It was a giant Canadian flag for a giant Canadian crowd.
Twenty years ago, Ken Coulter had no idea the flag he and some friends brought to Montreal would become the symbol of a massive No side rally held three days before the Quebec referendum.
"It was in this hockey bag — that's how we always transported it. How much more Canadian can you get than that?" says Coulter, who hails from Windsor, Ont.
Coulter, who was 30 at the time, left for Montreal that October day with a few friends, and they picked up more along the way — knowing it would take about 10 people to carry and wave the flag during the so-called Unity Rally in 1995.
They checked into their hotel, which overlooked Place du Canada in downtown Montreal. The friends took the flag out of the hockey bag, and carried it through the lobby and out the front doors. It was rolled up like a long sausage, but it was evident that it was the Canadian flag, Coulter says.
"As we wound our way through the lobby, people started applauding. People in the lobby realized what it was, and they actually started applauding. People in the restaurant came out and started applauding. We thought, 'Oh, this may garner more attention than we had first thought.'"
The flag instantly drew a crowd.
"It was like a magnet — as people arrived, they just came to the flag," he said.
"They were just drawn to it. It started, you know, with 20, 30, 50 people, and then 100 people, and then this massive crowd just started forming around the flag...The crowd started singing 'O Canada' in repetition — over and over again."
Coulter describes the scene like a mosh pit at a rock concert, with the flag passing hands and surfing above the crowd.
"It just started to disappear, and then it would come back, and then it would move away again. It was just slowly drifting over the crowd."
Thousands of hands passed the maple leaf flag around, leaving Coulter and his friends nervous that they would never see it again. They went back to their hotel room and turned on the TV, hoping they could see the flag in the live news coverage.
"CBC was broadcasting live, and we're watching TV and looking out the window to see if we could spot the flag. It was gone for hours…We started saying, 'We're going back to Windsor without this flag.'"

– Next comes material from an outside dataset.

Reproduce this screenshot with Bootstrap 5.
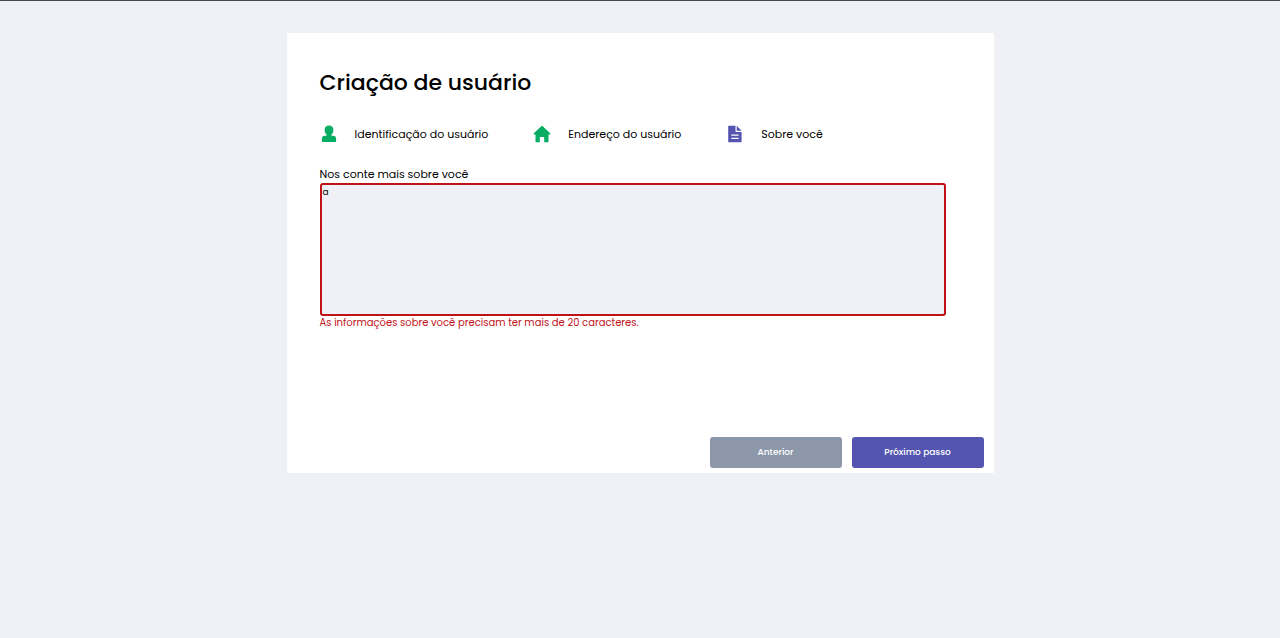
<!DOCTYPE html>
<html lang="pt-BR">
<head>
<meta charset="utf-8">
<meta name="viewport" content="width=device-width, initial-scale=1">
<title>Criação de usuário</title>
<link href="https://cdn.jsdelivr.net/npm/bootstrap@5.3.0/dist/css/bootstrap.min.css" rel="stylesheet">
<style>
  body { background: #f0f1f6; color: #000; font-family: Poppins, Inter, sans-serif; border-top: 1px solid #45454f; font-size: 11px; line-height: 18px; }
  .user-form { max-width: 707px; min-height: 440px; margin-top: 32px; background: #fff; }
  .form-content { padding: 32px 48px 0 33px; }
  .form-title { font-size: 22px; line-height: 36px; font-weight: 500; margin-bottom: 24px; }
  .steps { column-gap: 45px; row-gap: 12px; margin-bottom: 22px; }
  .step { gap: 17px; color: #000; font-weight: 400; }
  .step svg { width: 18px; height: 18px; color: #07ad62; }
  .step.current svg { color: #5355b0; }
  .about { height: 133px; padding: 0 1px; background: #f0f1f6; border: 2px solid #bf1219; border-radius: 3px; font-size: 9px; line-height: 14px; color: #000; resize: none; }
  .about:focus { background: #f0f1f6; }
  .error-text { color: #bf1219; font-size: 10px; line-height: 14px; }
  .actions { gap: 10px; padding: 0 10px 5px; }
  .step-btn { width: 132px; height: 31px; padding: 0; border: 0; border-radius: 3px; color: #fff; font-size: 9px; font-weight: 500; }
  .btn-prev { background: #8c97a9; }
  .btn-next { background: #5355b0; }
</style>
</head>
<body>
<main class="user-form container-fluid p-0 mx-auto mb-0 d-flex flex-column">
  <form class="d-flex flex-column flex-grow-1" novalidate>
    <div class="form-content">
      <h1 class="form-title">Criação de usuário</h1>
      <nav class="steps d-flex flex-wrap" aria-label="Etapas">
        <a href="#" class="step d-flex align-items-center text-decoration-none">
          <svg viewBox="0 0 18 18" fill="currentColor" aria-hidden="true"><path d="M9 .6c2.700 0 4.400 1.600 4.400 4.200 0 2.300-.8 3.800-1.900 4.800v1.200h1.700c1.800 0 2.900 1.200 2.900 3v2.500c0 .4-.3.700-.7.700H2.600c-.4 0-.7-.3-.7-.7v-2.500c0-1.800 1.100-3 2.900-3h1.700V9.600C5.400 8.600 4.600 7.100 4.600 4.800 4.600 2.200 6.300.6 9 .6z"/></svg>
          <span>Identificação do usuário</span>
        </a>
        <a href="#" class="step d-flex align-items-center text-decoration-none">
          <svg viewBox="0 0 18 18" fill="currentColor" aria-hidden="true"><path d="M8.300 1.200a1 1 0 0 1 1.400 0l7.500 7.100c.5.500.2 1.200-.4 1.200h-1.300v7c0 .4-.3.700-.7.700h-3.600v-4.600c0-.4-.2-.6-.6-.6H7.400c-.4 0-.6.200-.6.600v4.600H3.200c-.4 0-.7-.3-.7-.7v-7H1.200c-.6 0-.9-.7-.4-1.200z"/></svg>
          <span>Endereço do usuário</span>
        </a>
        <a href="#" class="step current d-flex align-items-center text-decoration-none" aria-current="step">
          <svg viewBox="0 0 18 18" fill="currentColor" aria-hidden="true"><path fill-rule="evenodd" d="M3 .8h6.500v5.400c0 .5.300.8.800.8h5.300v9.500c0 .5-.3.800-.8.800H3c-.5 0-.8-.3-.8-.8V1.600c0-.5.300-.8.800-.8zM5.300 9.400v1.300h7.300V9.400zM5.300 12.800v1.300h7.300v-1.300zM10.700.8l4.900 5h-4.900z"/></svg>
          <span>Sobre você</span>
        </a>
      </nav>
      <label for="about" class="d-block">Nos conte mais sobre você</label>
      <textarea id="about" class="about form-control" aria-describedby="about-error" aria-invalid="true">a</textarea>
      <div id="about-error" class="error-text">As informações sobre você precisam ter mais de 20 caracteres.</div>
    </div>
    <div class="actions d-flex flex-wrap justify-content-end mt-auto">
      <button type="button" class="btn step-btn btn-prev">Anterior</button>
      <button type="submit" class="btn step-btn btn-next">Próximo passo</button>
    </div>
  </form>
</main>
<script src="https://cdn.jsdelivr.net/npm/bootstrap@5.3.0/dist/js/bootstrap.bundle.min.js"></script>
</body>
</html>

But after about two hours, the flag made it back to its owners...with some added extras on it.
"We saw it slowly making its way back to the Place du Canada. The people were great, they slowly carried it back," Coulter recalls.
"What we had found was people had signed it, whether in pen or in magic marker, their name and the date, or comments — 'Vive, Canada' — stuff like this."
Around since 1967
Coulter and his friends got their hands on the giant flag because it belonged to the Windsor Jaycees, a Canadian chapter of the junior chamber of commerce of which they were members.
It was created in 1967, when the Canada Jaycees called on all regional chapters to make the biggest Canadian flag they could.
Weighing in at 45 kilograms and measuring 165 square metres, Windsor's flag won.
It was badly tattered by the 1980s, so the Windsor Jaycees commissioned a replica.
"It was the same dimension, stronger, with handles stitched in so it could be more easily held," Coulter said, adding that it was pulled out from time to time in Windsor for events such as Canada Day parades.
Coulter wonders, 20 years later, if the flag played any role in the No side's narrow referendum victory.
"We were told later by some people that the presence of the flag may in fact have had some influence on the referendum itself. Whether or not that's true, anyone can chime in and offer their opinion."
Coulter looks back at that moment of history with pride.
"What started as just kind of simple and maybe naive idea of just going there and expressing our sense of pride in being Canadian, took on a life of its own and became something that we never would have possibly imagined — it was unbelievable."
Two decades later, the Unity Flag, as it came to be known, is still rolled up and stuffed inside a hockey bag.
"Right now, I can tell you it's under my desk in Kingsville at the moment because we had it out here for an event two weeks ago," says Coulter's sister, Maggie Durocher.
Durocher volunteers with the Windsor Parade Corporation, which inherited the flag from the Windsor Jaycees. She said it continues to play a central role in local events, including Windsor's Santa Claus Parade and the city's Canada Day parade.
Twenty years later, it still has some of the handwritten messages on it.
"That flag has been poured rain on, it's been dry cleaned. Some of the messages you can still read. They are fading with time, but the memory of that flag is still called the Referendum Flag or the Unity Flag. That's still what it's called," Durocher says.
"People still applaud that flag. Veterans still salute that flag. It's the one living piece... that flag is our lasting legacy and it never goes too far out of my sight, I can tell you that...It's still special and I still guard that flag. It's part of a pretty noble past."